Along with Evangelicalism, Pentecostalism emphasises the need for individual conversion, and expects congregants to share their faith. Most new converts come simply through being invited to church by their friends. In the UK, some of the growth has come from immigration, but the single biggest increase in Pentecostal numbers has come through the churches’ evangelistic activity among non-Christians and from those leaving quieter and arguably less engaging congregations. Don’t forget, these congregations have been known to fill Wembley stadium.
Can the church cope with such massive growth? All the signs suggest its influence will grow stronger in the global south, and while the most rapid growth of the Pentecostal and Charismatic movements in the UK still seems to be coming from the black and minority ethnic community (whose churches are growing at, on average, around 15% a year), the style of worship is shaping the life and culture of more and more mainstream congregations here.
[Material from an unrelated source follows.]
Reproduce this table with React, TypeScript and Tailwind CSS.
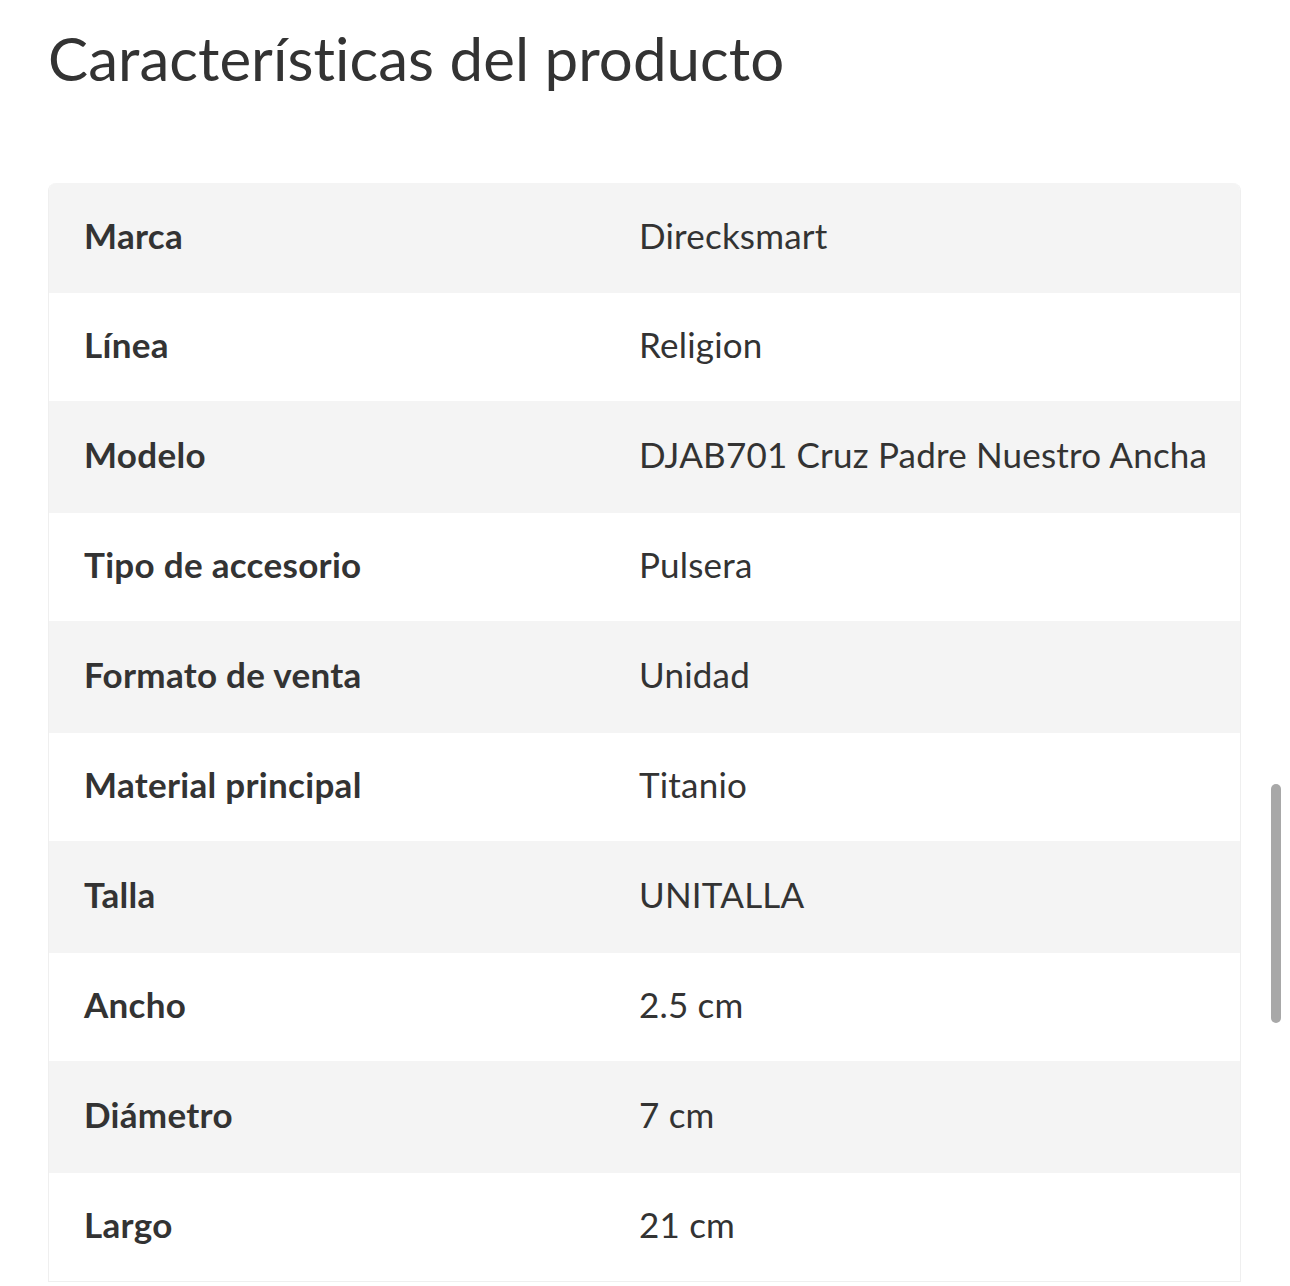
const rows: [string, string][] = [
  ["Marca", "Direcksmart"],
  ["Línea", "Religion"],
  ["Modelo", "DJAB701 Cruz Padre Nuestro Ancha"],
  ["Tipo de accesorio", "Pulsera"],
  ["Formato de venta", "Unidad"],
  ["Material principal", "Titanio"],
  ["Talla", "UNITALLA"],
  ["Ancho", "2.5 cm"],
  ["Diámetro", "7 cm"],
  ["Largo", "21 cm"],
];

export default function App() {
  return (
    <div className="relative h-[1286px] w-[1290px] overflow-hidden bg-white font-['Lato',sans-serif] text-[#333]">
      <div className="px-[48px] pt-[20px]">
        <h1 className="text-[60px] leading-[76px] font-normal tracking-[0.05px]">Características del producto</h1>
        <div className="mt-[87px] w-[1193px] overflow-hidden rounded-t-[8px] border-x border-b border-[#efefef]">
          {rows.map(([label, value], i) => (
            <div
              key={label}
              className={
                i === 0
                  ? "grid h-[110px] grid-cols-[555px_1fr] items-center bg-[#f4f4f4] pb-[6px]"
                  : i % 2 === 0
                    ? "grid h-[112px] grid-cols-[555px_1fr] items-center bg-[#f4f4f4] pb-[6px]"
                    : "grid h-[108px] grid-cols-[555px_1fr] items-center bg-white pb-[6px]"
              }
            >
              <div className="pl-[35px] text-[35px] font-bold tracking-[0.3px]">{label}</div>
              <div className="pl-[35px] text-[35px] tracking-[0.2px]">{value}</div>
            </div>
          ))}
        </div>
      </div>
      <div className="absolute left-[1271px] top-[784px] h-[239px] w-[10px] rounded-full bg-[#a8a8a8]" />
    </div>
  );
}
As social Christianity collapses and mainstream church attendance continues to decline, the proportion of churchgoers of Pentecostal persuasion steepens its rise and deepens its influence. This has already provoked some concern within the progressive wing of the Church of England. The conservative social and theological positioning of Pentecostalism is likely to lead to some measure of ecclesiastical and even sociopolitical conflict, as the committed biblicism of the Pentecostals encounters progressive attitudes in society at large.
But it is undeniable that there is a growing constituency out there seeking some security and stability amid life’s challenges. Pentecostalism has that to give and is, in this way, a premodern faith for a postmodern society.